Glass Puzzle (1973-2000, exhibition copy 2013) by Jonas features a child’s wooden desk and two looping videos: one in black-and-white projected onto an unfurled roll of photo-backdrop paper, the other in color playing on a monitor on the floor. The fact that Glass Puzzle is housed in its own architectural space automatically facilitates a more unifying viewing experience. The two videos—with camera work by filmmaker and cinematographer Babette Mangolte whose credits also include films by Yvonne Rainer and Chantal Akerman—are intensely visually alluring. Performers Lois Lane and Jonas pose, move, signify, and gesture individually as well as in relation to one another. Glass Puzzle has Lane in the leotard that would come to define active and everyday 1970s fashion. The performer’s nipples—their depth of color—are muted but visibly present through the stretchy white material. Because such bodily presence is continuous with daily life (reflecting the era’s ethos), its actuality is not titillating. Yet Lane’s nipples carry a powerful erotic charge. The other performer (Jonas) also dons trademark 1970s attire: silky shimmery satin ensembles. When she caresses an arm with the opposite hand, vision is infused with touch—the haptic prevails. As if I too am in the scene, I too am stroking my irresistibly material self.
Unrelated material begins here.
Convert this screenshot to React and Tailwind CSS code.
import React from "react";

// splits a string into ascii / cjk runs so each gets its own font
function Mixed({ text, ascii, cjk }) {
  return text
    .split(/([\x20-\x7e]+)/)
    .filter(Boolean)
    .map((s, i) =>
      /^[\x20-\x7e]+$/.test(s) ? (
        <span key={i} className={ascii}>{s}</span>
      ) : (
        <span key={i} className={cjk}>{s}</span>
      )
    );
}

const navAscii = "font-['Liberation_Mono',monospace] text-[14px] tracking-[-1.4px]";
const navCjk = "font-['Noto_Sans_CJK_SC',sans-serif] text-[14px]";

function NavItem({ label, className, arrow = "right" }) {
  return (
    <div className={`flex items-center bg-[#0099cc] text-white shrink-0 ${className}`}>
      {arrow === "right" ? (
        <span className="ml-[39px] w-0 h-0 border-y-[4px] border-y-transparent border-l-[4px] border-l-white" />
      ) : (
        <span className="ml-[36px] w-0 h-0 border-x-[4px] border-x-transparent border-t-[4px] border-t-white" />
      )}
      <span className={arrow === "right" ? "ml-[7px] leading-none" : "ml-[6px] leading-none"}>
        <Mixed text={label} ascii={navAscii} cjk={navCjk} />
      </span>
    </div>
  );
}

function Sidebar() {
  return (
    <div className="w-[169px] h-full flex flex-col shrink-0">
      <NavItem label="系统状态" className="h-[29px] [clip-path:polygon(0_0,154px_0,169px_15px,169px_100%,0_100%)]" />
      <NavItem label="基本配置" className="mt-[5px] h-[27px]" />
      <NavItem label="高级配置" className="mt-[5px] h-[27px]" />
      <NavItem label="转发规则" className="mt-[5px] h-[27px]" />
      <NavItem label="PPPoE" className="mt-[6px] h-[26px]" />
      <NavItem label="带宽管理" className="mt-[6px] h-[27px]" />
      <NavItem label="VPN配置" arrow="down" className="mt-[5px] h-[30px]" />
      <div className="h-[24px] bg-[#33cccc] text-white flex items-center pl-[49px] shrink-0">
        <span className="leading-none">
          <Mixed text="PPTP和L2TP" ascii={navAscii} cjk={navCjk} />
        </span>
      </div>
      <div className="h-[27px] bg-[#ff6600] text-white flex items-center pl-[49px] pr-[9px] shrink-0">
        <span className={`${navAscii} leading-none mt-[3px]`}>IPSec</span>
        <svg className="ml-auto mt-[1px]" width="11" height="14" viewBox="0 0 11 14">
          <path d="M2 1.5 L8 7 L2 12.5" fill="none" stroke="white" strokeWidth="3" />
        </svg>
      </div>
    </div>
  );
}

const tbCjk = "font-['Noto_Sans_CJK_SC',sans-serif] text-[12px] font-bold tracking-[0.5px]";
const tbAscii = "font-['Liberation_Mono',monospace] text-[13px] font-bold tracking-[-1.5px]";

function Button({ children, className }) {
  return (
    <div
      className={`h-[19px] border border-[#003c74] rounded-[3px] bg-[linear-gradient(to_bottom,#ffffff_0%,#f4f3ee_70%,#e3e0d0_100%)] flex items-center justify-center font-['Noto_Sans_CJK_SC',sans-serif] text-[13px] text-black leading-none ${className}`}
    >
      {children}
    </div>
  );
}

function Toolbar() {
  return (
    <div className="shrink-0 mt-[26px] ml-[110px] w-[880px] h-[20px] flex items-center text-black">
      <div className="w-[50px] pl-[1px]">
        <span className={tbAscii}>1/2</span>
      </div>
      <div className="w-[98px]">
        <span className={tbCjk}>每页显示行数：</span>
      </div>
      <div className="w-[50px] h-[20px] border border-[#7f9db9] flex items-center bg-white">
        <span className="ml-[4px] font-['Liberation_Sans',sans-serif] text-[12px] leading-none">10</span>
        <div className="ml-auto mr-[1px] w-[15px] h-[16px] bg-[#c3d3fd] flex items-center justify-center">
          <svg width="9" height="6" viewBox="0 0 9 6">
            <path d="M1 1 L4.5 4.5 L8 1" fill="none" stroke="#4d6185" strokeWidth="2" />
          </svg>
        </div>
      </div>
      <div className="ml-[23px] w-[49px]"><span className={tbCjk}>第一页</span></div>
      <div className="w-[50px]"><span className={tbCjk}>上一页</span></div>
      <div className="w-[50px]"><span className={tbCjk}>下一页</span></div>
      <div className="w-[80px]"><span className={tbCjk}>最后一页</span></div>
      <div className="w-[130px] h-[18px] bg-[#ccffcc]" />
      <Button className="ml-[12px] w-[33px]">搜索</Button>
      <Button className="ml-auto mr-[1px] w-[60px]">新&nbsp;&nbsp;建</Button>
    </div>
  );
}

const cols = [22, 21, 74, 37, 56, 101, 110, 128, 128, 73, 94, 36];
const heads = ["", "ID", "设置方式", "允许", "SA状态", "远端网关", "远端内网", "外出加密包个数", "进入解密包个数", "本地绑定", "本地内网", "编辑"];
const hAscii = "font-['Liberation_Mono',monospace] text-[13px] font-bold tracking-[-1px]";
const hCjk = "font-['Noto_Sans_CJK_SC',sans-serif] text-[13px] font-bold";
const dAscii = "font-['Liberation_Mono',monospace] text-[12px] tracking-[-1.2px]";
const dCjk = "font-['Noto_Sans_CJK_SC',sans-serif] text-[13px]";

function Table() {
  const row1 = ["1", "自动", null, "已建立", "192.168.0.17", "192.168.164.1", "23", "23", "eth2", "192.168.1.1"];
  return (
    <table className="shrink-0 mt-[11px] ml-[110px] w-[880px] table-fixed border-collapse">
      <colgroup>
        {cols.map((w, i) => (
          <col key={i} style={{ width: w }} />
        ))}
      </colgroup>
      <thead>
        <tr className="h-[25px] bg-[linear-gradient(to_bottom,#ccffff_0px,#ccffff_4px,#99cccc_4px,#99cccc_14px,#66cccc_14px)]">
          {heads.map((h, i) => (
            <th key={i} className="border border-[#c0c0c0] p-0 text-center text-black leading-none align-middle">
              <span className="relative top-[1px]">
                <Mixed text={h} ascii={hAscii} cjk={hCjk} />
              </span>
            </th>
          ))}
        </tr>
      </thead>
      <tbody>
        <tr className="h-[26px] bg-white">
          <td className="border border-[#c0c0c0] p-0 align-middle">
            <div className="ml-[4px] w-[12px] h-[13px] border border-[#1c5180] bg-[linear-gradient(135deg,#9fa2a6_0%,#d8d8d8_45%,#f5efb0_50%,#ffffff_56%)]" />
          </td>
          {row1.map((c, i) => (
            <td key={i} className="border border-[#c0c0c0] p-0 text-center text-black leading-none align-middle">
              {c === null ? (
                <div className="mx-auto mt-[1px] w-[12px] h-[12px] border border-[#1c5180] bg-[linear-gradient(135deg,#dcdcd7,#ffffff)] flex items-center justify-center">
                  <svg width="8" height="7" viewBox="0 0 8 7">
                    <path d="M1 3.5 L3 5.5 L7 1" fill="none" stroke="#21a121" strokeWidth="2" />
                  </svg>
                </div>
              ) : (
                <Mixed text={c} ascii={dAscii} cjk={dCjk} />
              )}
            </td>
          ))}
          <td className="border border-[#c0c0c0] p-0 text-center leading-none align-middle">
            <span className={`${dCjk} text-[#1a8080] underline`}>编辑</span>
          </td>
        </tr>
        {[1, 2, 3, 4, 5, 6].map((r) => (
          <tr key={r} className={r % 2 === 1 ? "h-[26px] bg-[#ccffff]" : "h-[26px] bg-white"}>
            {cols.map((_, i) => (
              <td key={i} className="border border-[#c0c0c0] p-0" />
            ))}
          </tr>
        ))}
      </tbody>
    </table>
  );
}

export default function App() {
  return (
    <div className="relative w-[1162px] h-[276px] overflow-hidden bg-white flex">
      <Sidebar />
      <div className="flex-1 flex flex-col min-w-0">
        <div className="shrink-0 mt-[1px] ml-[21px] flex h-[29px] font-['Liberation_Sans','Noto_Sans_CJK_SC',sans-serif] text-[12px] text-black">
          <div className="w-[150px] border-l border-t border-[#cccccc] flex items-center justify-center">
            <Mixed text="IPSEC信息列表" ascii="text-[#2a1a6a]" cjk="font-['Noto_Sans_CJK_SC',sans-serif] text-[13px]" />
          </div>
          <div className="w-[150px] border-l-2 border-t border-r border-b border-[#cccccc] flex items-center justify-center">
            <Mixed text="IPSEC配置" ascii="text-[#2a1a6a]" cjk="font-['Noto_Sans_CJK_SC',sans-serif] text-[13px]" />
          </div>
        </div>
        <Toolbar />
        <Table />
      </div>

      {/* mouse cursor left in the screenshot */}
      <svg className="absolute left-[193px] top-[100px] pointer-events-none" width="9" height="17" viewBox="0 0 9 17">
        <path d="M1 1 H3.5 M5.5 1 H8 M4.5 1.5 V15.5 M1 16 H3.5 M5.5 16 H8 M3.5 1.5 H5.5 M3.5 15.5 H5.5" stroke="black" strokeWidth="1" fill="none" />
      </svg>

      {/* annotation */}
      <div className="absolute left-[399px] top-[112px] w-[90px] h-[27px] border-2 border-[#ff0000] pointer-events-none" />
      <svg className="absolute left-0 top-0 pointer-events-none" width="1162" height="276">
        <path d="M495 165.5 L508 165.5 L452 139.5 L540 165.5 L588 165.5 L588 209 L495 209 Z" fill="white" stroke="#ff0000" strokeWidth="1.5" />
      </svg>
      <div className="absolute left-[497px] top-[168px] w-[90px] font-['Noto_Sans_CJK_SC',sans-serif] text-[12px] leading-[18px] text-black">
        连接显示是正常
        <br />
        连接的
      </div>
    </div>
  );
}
The evocative installation posits a multivalent voice (as does Parallel Practices as a whole) in which layering, circularity, repetition, and musicality, as well as indeterminacy take precedence over dominant constructions of meaning. Exceeding language, Jonas and Pane disrespect authoritarian power structures. In its upheaval of any rigid approach to signification, Parallel Practices provides a necessary counter to phallogocentrism. There are many simultaneous paths for the viewer to tread in relating to the art, and what’s more Jonas and Pane imbue their projects with an openness to multiple and even contradictory readings—fostering in the viewer a spirit of aesthetic inquiry not unlike their own.
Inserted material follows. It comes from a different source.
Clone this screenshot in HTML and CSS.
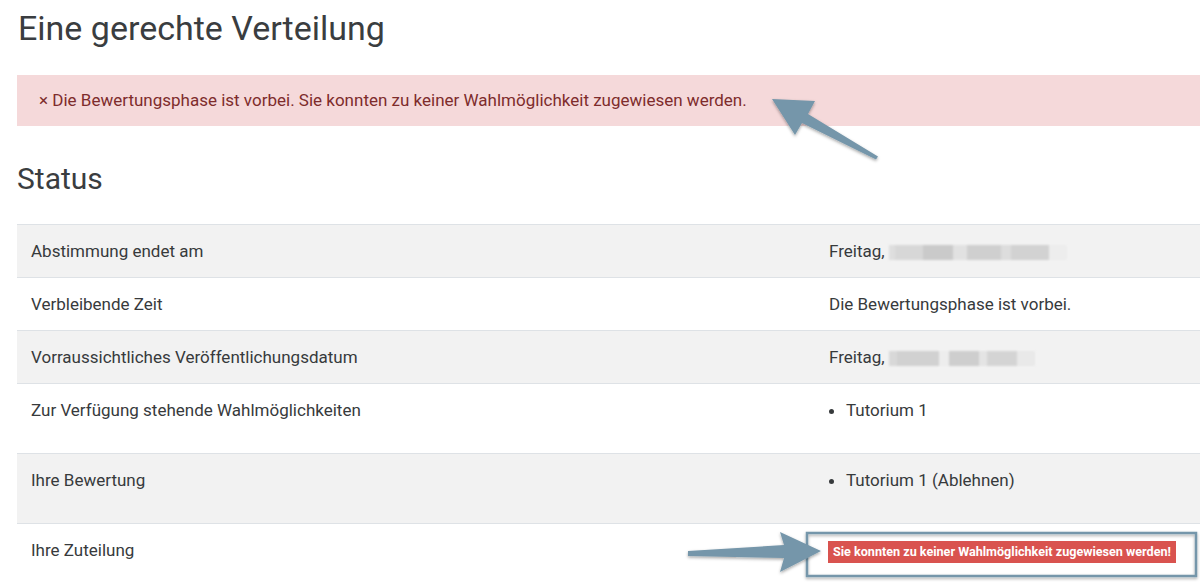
FILE: index.html
```html
<!DOCTYPE html>
<html lang="de">
<head>
<meta charset="utf-8">
<title>Eine gerechte Verteilung</title>
<link rel="stylesheet" href="styles.css">
</head>
<body>
<main class="page">
  <h2 class="title">Eine gerechte Verteilung</h2>
  <div class="alert">× Die Bewertungsphase ist vorbei. Sie konnten zu keiner Wahlmöglichkeit zugewiesen werden.</div>
  <h3 class="section">Status</h3>
  <table class="status">
    <tbody>
      <tr>
        <td class="label">Abstimmung endet am</td>
        <td class="value">Freitag, <span class="blur blur-a"><i></i><i></i><i></i><i></i><i></i><i></i><i></i><i></i></span></td>
      </tr>
      <tr>
        <td class="label">Verbleibende Zeit</td>
        <td class="value">Die Bewertungsphase ist vorbei.</td>
      </tr>
      <tr>
        <td class="label">Vorraussichtliches Veröffentlichungsdatum</td>
        <td class="value">Freitag, <span class="blur blur-b"><i></i><i></i><i></i><i></i><i></i><i></i><i></i></span></td>
      </tr>
      <tr>
        <td class="label">Zur Verfügung stehende Wahlmöglichkeiten</td>
        <td class="value"><ul class="list"><li>Tutorium 1</li></ul></td>
      </tr>
      <tr>
        <td class="label">Ihre Bewertung</td>
        <td class="value"><ul class="list"><li>Tutorium 1 (Ablehnen)</li></ul></td>
      </tr>
      <tr>
        <td class="label">Ihre Zuteilung</td>
        <td class="value"><span class="badge">Sie konnten zu keiner Wahlmöglichkeit zugewiesen werden!</span></td>
      </tr>
    </tbody>
  </table>
</main>
<svg class="annotations" width="1200" height="588" viewBox="0 0 1200 588" xmlns="http://www.w3.org/2000/svg">
  <defs>
    <filter id="sh" x="-20%" y="-20%" width="140%" height="140%">
      <feDropShadow dx="0" dy="1.5" stdDeviation="1.5" flood-color="#000" flood-opacity="0.35"/>
    </filter>
  </defs>
  <rect x="807" y="533" width="389" height="43" fill="none" stroke="#7596aa" stroke-width="2.5" filter="url(#sh)"/>
  <polygon points="772,99 815,101 808,114 878,156.5 876,159.5 802,123 795,135" fill="#7596aa" filter="url(#sh)"/>
  <polygon points="821,551 780,532 784,545 688,551 688,556 784,558 780,572" fill="#7596aa" filter="url(#sh)"/>
</svg>
</body>
</html>
```

FILE: styles.css
```css
html, body {
  margin: 0;
  padding: 0;
  background: #fff;
  overflow: hidden;
}

body {
  font-family: Roboto, "Noto Sans", sans-serif;
  color: #373a3c;
  font-size: 17px;
  line-height: 1.5;
  width: 1200px;
  height: 588px;
  position: relative;
}

.page {
  padding-left: 17px;
  width: 1200px;
}

.title {
  font-weight: 400;
  font-size: 34px;
  line-height: 40px;
  margin: 8px 0 27px 1px;
  color: #3a3d40;
}

.alert {
  background: #f5d9da;
  color: #7e2c2c;
  padding: 13px 22px 13px 22px;
  line-height: 25px;
  font-size: 17px;
}

.section {
  font-weight: 400;
  font-size: 30px;
  line-height: 36px;
  margin: 35px 0 27px 0;
  color: #3a3d40;
}

.status {
  border-collapse: collapse;
  width: 1200px;
}

.status td {
  border-top: 1px solid #dee2e6;
  padding: 13px 14px;
  line-height: 26px;
  vertical-align: top;
  font-size: 17px;
}

.status tr:nth-child(odd) td {
  background: #f2f2f2;
}

.status .label {
  width: 770px;
}

.blur {
  display: inline-flex;
  vertical-align: middle;
  height: 15px;
  filter: blur(1px);
  opacity: 0.75;
}

.blur i {
  display: block;
  height: 15px;
  background: #c9c9c9;
}

.blur-a i:nth-child(1) { width: 6px; background: #d8d8d8; }
.blur-a i:nth-child(2) { width: 28px; background: #cfcfcf; }
.blur-a i:nth-child(3) { width: 30px; background: #bdbdbd; }
.blur-a i:nth-child(4) { width: 14px; background: #dcdcdc; }
.blur-a i:nth-child(5) { width: 34px; background: #c4c4c4; }
.blur-a i:nth-child(6) { width: 10px; background: #d6d6d6; }
.blur-a i:nth-child(7) { width: 38px; background: #c8c8c8; }
.blur-a i:nth-child(8) { width: 18px; background: #ececec; }

.blur-b i:nth-child(1) { width: 8px; background: #d0d0d0; }
.blur-b i:nth-child(2) { width: 42px; background: #c6c6c6; }
.blur-b i:nth-child(3) { width: 10px; background: #ececec; }
.blur-b i:nth-child(4) { width: 30px; background: #c2c2c2; }
.blur-b i:nth-child(5) { width: 8px; background: #e0e0e0; }
.blur-b i:nth-child(6) { width: 30px; background: #cbcbcb; }
.blur-b i:nth-child(7) { width: 18px; background: #e6e6e6; }

.list {
  margin: 0 0 17px 0;
  padding-left: 17px;
}

.badge {
  display: inline-block;
  background: #d9534f;
  color: #fff;
  font-weight: 700;
  font-size: 12.6px;
  line-height: 22px;
  padding: 0 5px;
  vertical-align: middle;
  margin-left: -1px;
}

.annotations {
  position: absolute;
  left: 0;
  top: 0;
  pointer-events: none;
}
```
The Pane side of Parallel Practices is one big open space, in contrast to the divisions of Jonas’s side, and includes a single moving-image piece, Video of Action Little Journey (1977) looping on a modestly-sized monitor with a bench set before it. While not as elaborately presented as Jonas’ videos, and more readily overlooked, it nonetheless is essential viewing. The artist holds a tiny paper sailboat a few inches before her. A tightly framed shot shows Pane, lips slightly ajar, gently blowing the miniature boat as she uses her hands to further simulate an ocean breeze: rocking, swaying, pushing, carrying the little vessel. It is as if she has ascended Mount Olympus to influence the course of the world only to prove in the end that the world is within her…and that the pursuit of power over the external is at best a secondary endeavor. Little Journey’s smallness, simplicity, and reliance on self-as-performing-subject cause a much greater wake than would be expected.
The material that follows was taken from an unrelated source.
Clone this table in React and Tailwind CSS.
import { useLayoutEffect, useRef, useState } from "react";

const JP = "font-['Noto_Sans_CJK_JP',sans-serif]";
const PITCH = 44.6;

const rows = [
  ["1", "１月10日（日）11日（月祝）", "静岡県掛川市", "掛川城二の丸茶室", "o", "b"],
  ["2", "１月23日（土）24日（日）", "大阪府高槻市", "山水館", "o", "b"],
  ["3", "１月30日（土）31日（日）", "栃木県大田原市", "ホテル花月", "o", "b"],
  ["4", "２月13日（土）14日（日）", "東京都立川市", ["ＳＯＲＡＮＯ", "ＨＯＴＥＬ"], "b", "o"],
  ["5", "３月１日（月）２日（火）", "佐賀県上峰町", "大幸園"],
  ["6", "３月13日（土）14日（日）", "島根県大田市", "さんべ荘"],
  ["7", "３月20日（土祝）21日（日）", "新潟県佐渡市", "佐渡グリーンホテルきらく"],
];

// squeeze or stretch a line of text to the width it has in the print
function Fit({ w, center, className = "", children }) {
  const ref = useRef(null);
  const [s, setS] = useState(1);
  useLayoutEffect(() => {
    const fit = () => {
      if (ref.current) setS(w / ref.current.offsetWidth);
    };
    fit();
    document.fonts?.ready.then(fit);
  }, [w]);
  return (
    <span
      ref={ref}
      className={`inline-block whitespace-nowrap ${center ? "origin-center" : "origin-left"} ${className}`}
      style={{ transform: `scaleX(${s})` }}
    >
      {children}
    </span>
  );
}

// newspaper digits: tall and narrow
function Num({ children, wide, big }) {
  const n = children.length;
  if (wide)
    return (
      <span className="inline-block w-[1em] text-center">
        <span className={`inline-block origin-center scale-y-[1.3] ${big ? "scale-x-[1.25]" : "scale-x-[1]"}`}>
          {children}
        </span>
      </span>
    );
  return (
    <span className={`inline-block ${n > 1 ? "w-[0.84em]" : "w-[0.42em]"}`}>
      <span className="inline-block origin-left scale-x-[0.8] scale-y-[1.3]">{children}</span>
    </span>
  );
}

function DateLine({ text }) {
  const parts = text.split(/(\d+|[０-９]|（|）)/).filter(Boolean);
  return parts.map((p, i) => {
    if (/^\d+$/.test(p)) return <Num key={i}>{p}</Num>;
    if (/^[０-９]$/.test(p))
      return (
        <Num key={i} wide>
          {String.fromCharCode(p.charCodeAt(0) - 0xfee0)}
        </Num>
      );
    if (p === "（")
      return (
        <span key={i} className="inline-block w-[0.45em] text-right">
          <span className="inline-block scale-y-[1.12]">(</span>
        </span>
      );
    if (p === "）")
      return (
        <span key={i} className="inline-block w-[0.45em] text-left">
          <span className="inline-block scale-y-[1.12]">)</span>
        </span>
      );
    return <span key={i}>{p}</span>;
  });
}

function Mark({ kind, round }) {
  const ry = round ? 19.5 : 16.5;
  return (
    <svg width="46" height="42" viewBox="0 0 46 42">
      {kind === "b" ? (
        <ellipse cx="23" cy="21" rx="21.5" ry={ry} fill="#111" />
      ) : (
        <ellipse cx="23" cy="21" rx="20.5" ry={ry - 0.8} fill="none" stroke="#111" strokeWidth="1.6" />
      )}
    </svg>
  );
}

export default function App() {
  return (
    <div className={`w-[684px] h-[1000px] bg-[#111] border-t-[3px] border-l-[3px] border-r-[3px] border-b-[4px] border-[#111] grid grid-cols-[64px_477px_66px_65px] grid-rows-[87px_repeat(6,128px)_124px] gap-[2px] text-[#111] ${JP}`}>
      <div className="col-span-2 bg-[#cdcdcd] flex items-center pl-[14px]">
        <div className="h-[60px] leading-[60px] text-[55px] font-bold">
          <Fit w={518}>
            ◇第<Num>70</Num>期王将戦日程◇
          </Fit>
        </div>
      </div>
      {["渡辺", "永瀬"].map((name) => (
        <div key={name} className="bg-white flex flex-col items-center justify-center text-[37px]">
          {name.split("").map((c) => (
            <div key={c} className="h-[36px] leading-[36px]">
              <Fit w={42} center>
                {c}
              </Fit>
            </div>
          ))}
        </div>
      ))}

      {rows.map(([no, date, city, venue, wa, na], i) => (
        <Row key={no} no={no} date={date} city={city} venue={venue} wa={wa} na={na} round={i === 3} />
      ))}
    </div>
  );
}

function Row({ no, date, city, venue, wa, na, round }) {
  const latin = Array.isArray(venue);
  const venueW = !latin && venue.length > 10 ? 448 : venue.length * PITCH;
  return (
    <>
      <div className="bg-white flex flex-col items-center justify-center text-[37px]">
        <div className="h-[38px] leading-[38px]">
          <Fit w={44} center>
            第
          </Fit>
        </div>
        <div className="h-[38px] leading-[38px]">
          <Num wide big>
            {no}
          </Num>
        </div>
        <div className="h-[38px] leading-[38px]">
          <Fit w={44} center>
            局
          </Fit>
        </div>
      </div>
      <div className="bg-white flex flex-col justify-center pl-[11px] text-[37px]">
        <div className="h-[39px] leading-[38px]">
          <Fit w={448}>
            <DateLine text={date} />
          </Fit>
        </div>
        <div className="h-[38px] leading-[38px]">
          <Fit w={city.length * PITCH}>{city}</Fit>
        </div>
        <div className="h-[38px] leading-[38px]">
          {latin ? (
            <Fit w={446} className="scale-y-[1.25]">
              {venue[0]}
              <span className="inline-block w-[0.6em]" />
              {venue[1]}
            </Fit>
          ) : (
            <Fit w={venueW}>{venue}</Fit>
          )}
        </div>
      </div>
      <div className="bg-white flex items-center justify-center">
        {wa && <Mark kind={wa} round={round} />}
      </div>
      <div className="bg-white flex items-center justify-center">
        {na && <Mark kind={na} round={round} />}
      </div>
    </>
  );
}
The day before my visit to CAMH, I was in conversation with a couple eight-year-olds about a particular tree with an excess of knobby prickles that we saw at the San Antonio Zoo. One child opined that the protrusions warded off creatures wishing to advance upward while the other claimed that instead they made climbing easier. The same contradictory yet equally convincing perspectives apply to Pane’s Action Escalade non-anesthésiée (1971), a multi-part work consisting of photographs documenting an endurance action performed in studio and the steel sculpture featured in the action. The images capture the artist climbing the ladder-like sculpture with—according to Pane in an Art and Artists interview with Effie Stephano—“sharp protrusions on each step” that at once enable her to ascend and cause her to “undergo a great deal of suffering and pain.” She recounts, “I wanted to emphasize the fact that the artist’s – as well as man’s – relationships are perverted in their rush to achieve a goal, in the frenzy to get ahead….people’s sensibilities are automatically anaesthetized: they’re no longer aware of the effects of their actions.” The incredibly visceral art functions as a cautionary tale, especially in the current era of torture-tainment. Appealing to the distance runner in me, eros however is its strongest force: knowing intimately one’s own pain threshold (and ultimately controlling the testing of such) opens potentialities of experience that otherwise would forever be undiscovered.
Parallel Practices: Joan Jonas & Gina Pane, curated by Dean Daderko, is on view at the Contemporary Arts Museum Houston from March 23-June 30, 2013.
A catalog of the show is forthcoming from D.A.P.